Во время войны компартия была патриотичнее всех остальных — настолько, блядь, патриотична, что мы не протестовали ни против интернирования японцев, ни против преследования троцкистов на основании закона Смита. Да, мы были самым что ни на есть мейнстримом. — Джаррико .
Акцент, который партия делала на усилиях во имя победы, был фальшив, поскольку игонорировал важнейший аспект войны — защиту империалистических интересов США и Великобритании. ‹…› Филип Рэндольф, великий черный лидер, почувствовал, что пришло время для протеста против дискриминации черных в армии, и организовал гигантский марш на Вашингтон, к дикой досаде Рузвельта ‹…› марш похерили благодаря влиянию партии в высших эшелонах организации Рэндольфа. ‹…› Cоздание концлагерей для японцев партия поддержала, чего потом стыдилась. — Брайт .

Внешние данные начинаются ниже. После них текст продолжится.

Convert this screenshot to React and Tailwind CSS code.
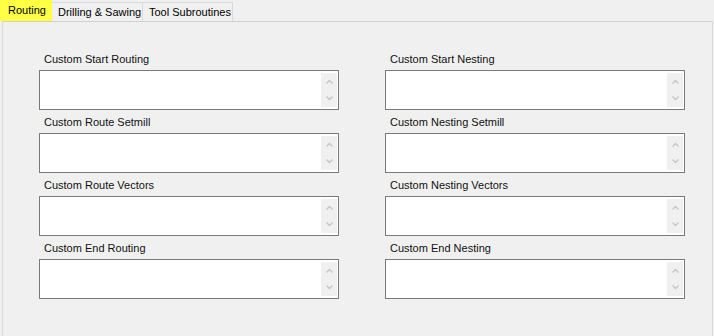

Публичные проявления гордости Америкой смахивали на симптом психического расстройства, искреннее желание помочь родине перечеркивало все нормы партийной (если не человеческой) этики, включая табу на любые контакты с охранкой. Случись патриотические конфузы с красными вертихвостками, это можно было бы понять. Но антигероями самых известных конфузов оказались самые принципиальные и проницательные товарищи, которых в наивности не заподозрить никак.
Старый коминтерновец Ивенс писал в ФБР 13 января 1942 года, что готов оказать любую помощь, какая только потребуется. Удивился ли Гувер весточке от «шпиона»? Увидел ли в ней некое коварство? В любом случае пользоваться услугами, а тем более вербовать режиссера он не захотел.